__WHAT YOU WILL DO__. Pick out the lines containing "page".

__DATA SUPPLIED__.

===

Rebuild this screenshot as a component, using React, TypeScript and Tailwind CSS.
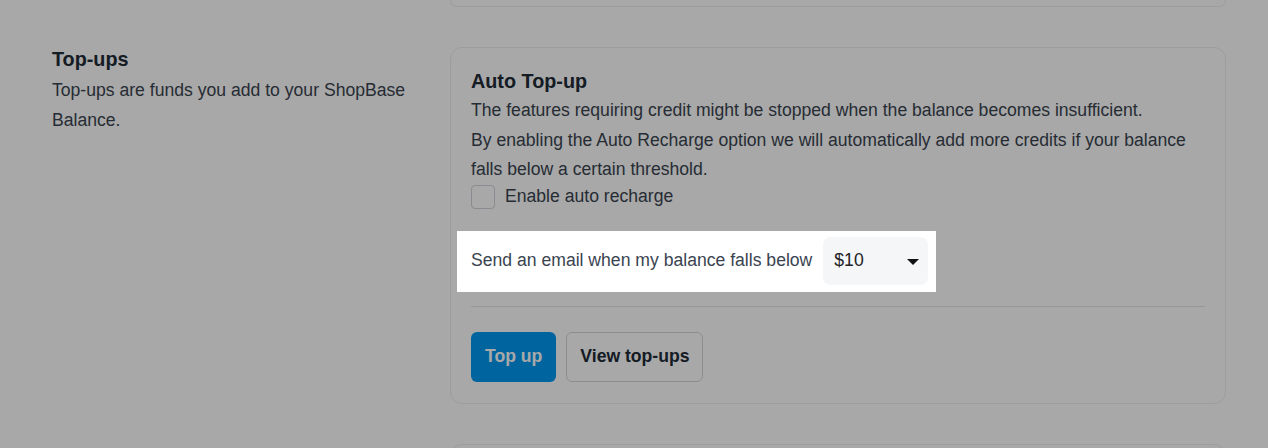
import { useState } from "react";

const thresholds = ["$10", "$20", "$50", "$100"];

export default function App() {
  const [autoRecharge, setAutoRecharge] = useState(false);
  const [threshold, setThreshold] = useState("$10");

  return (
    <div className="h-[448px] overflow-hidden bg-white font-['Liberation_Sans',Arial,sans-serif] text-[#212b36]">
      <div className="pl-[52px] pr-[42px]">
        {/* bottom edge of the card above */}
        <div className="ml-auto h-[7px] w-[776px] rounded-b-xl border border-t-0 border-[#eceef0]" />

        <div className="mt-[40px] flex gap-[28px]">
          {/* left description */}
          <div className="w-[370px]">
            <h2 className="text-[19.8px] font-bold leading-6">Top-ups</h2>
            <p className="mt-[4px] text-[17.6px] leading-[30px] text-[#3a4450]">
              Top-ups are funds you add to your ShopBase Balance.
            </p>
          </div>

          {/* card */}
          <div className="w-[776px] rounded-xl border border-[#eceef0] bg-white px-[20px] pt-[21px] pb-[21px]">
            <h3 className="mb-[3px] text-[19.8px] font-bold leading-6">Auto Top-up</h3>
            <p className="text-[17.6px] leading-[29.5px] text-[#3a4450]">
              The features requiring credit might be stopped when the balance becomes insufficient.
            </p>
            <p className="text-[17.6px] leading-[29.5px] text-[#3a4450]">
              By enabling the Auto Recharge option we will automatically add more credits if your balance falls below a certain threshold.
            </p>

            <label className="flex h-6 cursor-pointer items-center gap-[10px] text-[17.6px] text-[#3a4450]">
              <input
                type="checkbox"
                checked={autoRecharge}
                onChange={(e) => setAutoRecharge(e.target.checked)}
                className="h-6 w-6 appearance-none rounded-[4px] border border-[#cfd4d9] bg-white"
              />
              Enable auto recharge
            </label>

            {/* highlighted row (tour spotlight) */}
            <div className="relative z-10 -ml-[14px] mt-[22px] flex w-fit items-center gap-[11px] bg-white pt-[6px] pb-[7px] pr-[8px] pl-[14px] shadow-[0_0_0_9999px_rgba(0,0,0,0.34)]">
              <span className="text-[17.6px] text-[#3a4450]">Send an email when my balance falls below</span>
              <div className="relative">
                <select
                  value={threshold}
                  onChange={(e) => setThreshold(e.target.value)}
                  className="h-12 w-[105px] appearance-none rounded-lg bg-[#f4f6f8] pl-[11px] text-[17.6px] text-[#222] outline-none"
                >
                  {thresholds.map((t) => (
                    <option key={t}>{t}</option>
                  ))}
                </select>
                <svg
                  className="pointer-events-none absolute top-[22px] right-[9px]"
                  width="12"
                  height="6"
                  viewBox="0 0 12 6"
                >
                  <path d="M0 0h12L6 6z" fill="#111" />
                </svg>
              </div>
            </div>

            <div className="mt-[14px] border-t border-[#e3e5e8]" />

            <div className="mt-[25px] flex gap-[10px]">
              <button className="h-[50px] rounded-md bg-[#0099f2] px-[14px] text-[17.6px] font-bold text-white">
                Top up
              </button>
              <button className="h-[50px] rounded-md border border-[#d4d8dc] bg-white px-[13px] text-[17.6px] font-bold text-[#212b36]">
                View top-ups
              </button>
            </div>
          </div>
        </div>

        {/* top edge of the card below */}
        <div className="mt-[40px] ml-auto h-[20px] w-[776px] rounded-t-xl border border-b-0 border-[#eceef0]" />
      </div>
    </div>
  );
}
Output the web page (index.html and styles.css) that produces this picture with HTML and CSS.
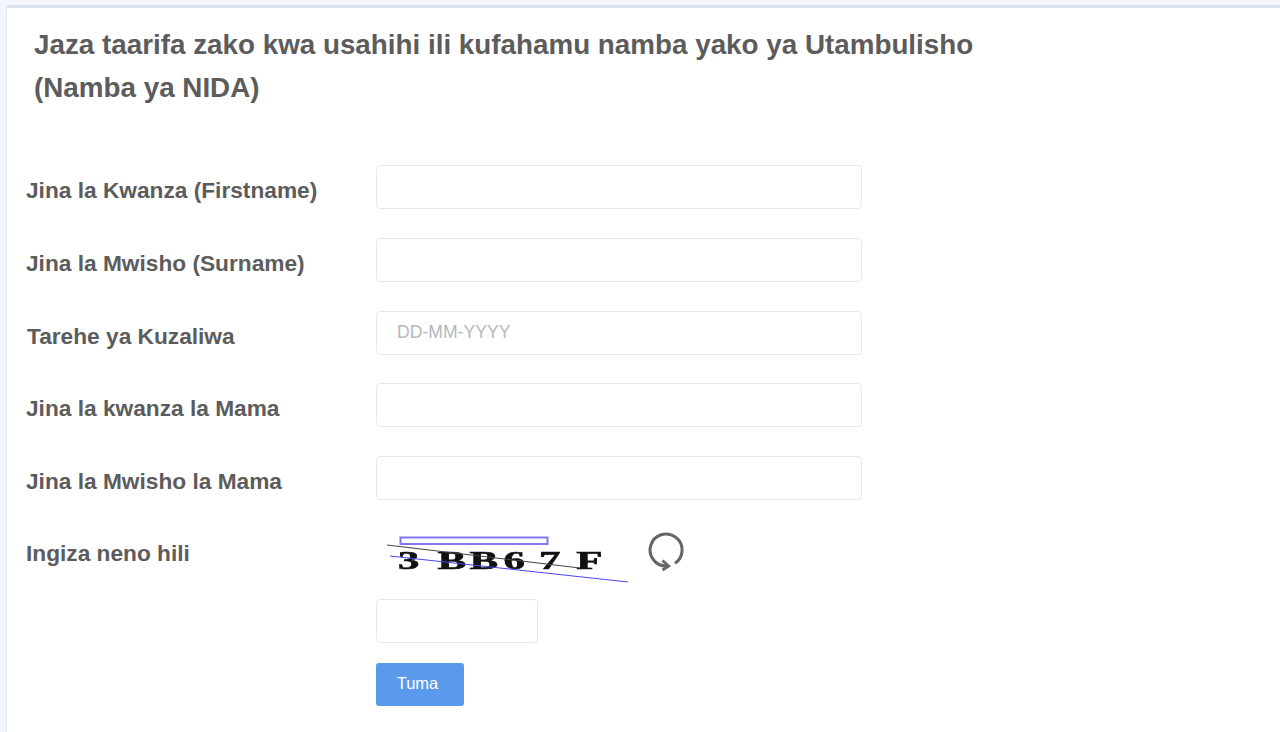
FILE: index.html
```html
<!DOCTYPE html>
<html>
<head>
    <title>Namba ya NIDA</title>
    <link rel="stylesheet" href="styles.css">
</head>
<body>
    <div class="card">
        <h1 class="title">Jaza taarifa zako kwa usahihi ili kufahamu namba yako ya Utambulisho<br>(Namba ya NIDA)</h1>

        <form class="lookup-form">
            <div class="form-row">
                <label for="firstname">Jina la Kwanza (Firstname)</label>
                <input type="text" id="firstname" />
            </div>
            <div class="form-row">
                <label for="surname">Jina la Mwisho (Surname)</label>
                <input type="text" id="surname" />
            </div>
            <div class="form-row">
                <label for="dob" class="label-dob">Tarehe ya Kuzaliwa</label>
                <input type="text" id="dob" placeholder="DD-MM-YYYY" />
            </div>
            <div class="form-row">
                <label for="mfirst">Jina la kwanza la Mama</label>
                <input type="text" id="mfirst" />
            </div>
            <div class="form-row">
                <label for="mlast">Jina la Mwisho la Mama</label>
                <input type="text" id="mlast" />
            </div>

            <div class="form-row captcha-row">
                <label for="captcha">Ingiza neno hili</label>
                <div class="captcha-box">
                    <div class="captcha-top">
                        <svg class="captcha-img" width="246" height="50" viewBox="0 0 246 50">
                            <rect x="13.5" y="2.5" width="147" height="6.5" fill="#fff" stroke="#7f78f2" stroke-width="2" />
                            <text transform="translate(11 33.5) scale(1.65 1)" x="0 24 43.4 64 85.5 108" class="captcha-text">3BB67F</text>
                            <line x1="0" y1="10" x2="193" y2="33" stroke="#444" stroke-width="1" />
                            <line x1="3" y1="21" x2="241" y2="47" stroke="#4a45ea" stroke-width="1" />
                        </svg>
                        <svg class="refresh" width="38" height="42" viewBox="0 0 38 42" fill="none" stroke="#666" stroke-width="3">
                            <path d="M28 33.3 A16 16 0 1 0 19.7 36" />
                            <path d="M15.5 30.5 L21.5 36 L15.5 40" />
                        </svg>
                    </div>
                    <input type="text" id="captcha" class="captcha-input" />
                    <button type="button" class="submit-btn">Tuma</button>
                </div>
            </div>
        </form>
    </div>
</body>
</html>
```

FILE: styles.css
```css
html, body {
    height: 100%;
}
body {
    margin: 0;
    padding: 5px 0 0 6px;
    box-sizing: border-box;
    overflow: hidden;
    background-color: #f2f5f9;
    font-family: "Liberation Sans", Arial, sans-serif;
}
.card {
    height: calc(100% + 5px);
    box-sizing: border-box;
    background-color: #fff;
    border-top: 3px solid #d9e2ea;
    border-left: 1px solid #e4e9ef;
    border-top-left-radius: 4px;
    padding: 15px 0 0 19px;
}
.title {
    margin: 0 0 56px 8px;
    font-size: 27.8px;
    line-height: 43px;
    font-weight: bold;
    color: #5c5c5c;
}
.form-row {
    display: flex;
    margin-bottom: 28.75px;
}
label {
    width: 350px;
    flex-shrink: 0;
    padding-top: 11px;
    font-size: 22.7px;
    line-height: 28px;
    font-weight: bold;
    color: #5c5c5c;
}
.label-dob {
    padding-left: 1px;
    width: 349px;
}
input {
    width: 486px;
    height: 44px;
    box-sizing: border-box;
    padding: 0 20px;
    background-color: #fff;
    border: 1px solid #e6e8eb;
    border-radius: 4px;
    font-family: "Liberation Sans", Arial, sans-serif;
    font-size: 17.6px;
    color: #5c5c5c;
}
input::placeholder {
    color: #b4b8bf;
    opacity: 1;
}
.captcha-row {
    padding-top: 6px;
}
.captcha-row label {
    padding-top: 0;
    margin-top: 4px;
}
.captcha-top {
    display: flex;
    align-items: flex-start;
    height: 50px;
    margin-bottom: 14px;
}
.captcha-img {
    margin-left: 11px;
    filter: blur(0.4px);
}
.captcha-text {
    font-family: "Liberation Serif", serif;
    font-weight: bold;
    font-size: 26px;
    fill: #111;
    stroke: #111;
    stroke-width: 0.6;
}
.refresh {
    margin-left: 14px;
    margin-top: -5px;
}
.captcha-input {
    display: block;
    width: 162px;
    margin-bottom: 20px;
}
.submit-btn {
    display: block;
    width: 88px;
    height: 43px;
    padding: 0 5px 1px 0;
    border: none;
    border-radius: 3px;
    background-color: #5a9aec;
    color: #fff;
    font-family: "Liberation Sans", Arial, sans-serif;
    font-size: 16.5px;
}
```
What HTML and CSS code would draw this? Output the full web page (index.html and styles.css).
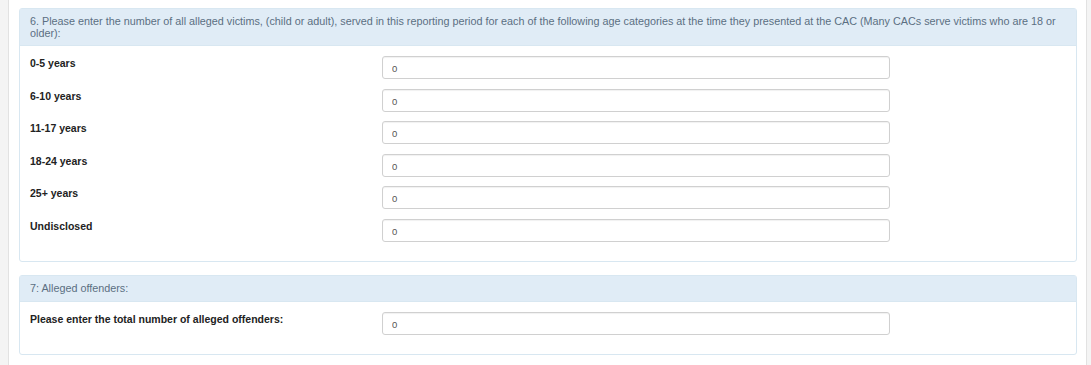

===

__FINAL ANSWER__.
Output the web page (index.html and styles.css) that produces this picture with HTML and CSS.
What HTML and CSS code would draw this? Output the full web page (index.html and styles.css).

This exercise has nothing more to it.